I can see the snow melting as it hits the ground, but I doubt it would evaporate very well in -37C weather. The kids and I once tried an experiment in weather like that. Throw boiling hot water outside and watch it fall as snow! Really works!


----------



## Acadianartist (Apr 21, 2015)

kiltsrhott said:


> If I were you, I'd get snow guards. Spooking the horses is a big issue, and it can also be dangerous to have the snow fall on you or your horse if you happen to be standing along the overhang when it falls.
> 
> A boarding stable I used to board at had a coverall arena. My husband and I were riding in it once when the snow was sliding off the roof in large sheets at random intervals. Keep in mind, the horses were stalled in the same building and heard the sound before.

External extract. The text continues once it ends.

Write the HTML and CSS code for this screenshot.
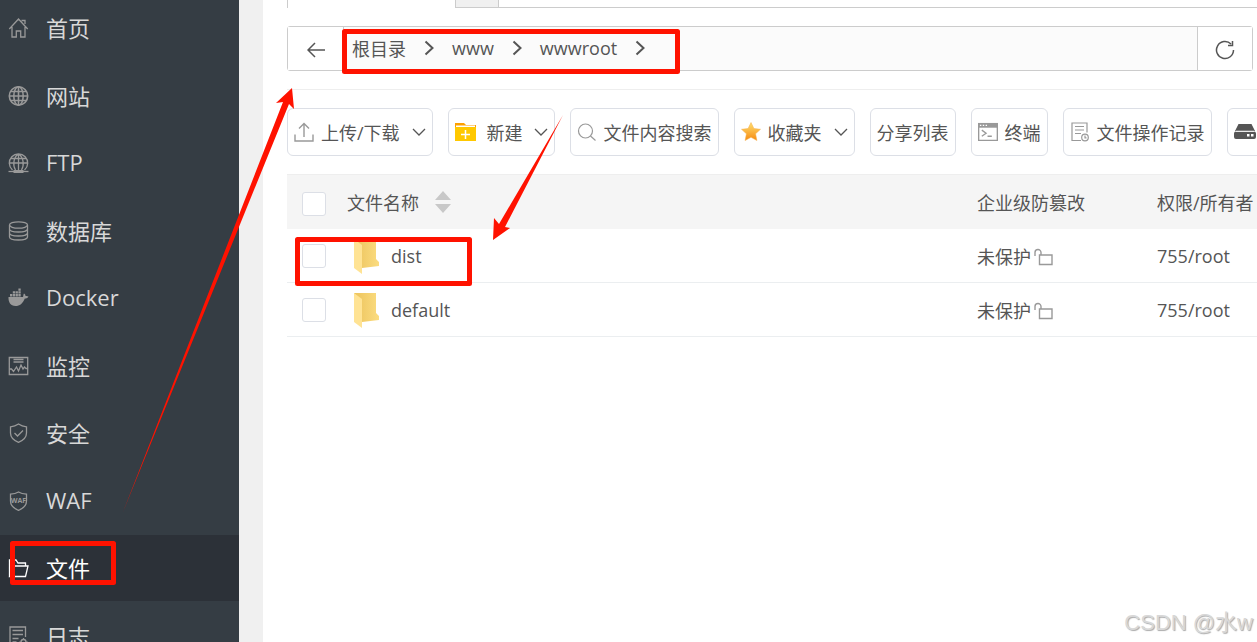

They'd all even been ridden in it before, but loud sudden noises and sudden dramatic changes in lighting can spook even the quietest horses, just depending on the circumstance and where the horse's focus is in the moment. My husband fell when the horse he was riding spooked. All she did was spin around to face the source of the sound, but he fell on his head. He was injured pretty badly, breaking his jaw, his nose, and an arm. I don't mess with stuff like that anymore. It's one thing to ride indoors with hail or wind, or some more predictable sounds, but if there's snow sliding off the roof of an indoor, I won't ride in it.
> 
> My own horse has injured herself in her stall spooking at things, so I also try not leave her unattended in an environment that is likely to spook her. While desensitization is important, it can be taken too far, and can serve only to stress horses out and put both people and horses in danger.


Sorry to hear about your husband! That sounds truly awful. That is exactly why I want to do something about it before next winter. Not taking any chances.


----------



## kiltsrhott (Mar 11, 2012)

Golden Horse said:


> @kiltsrhott I once rode in a cover all, and there was a large bird of some sort, that I swear was landing on the top, then sliding down the roof, taking off, taking a fly around and repeating...that was an interesting ride....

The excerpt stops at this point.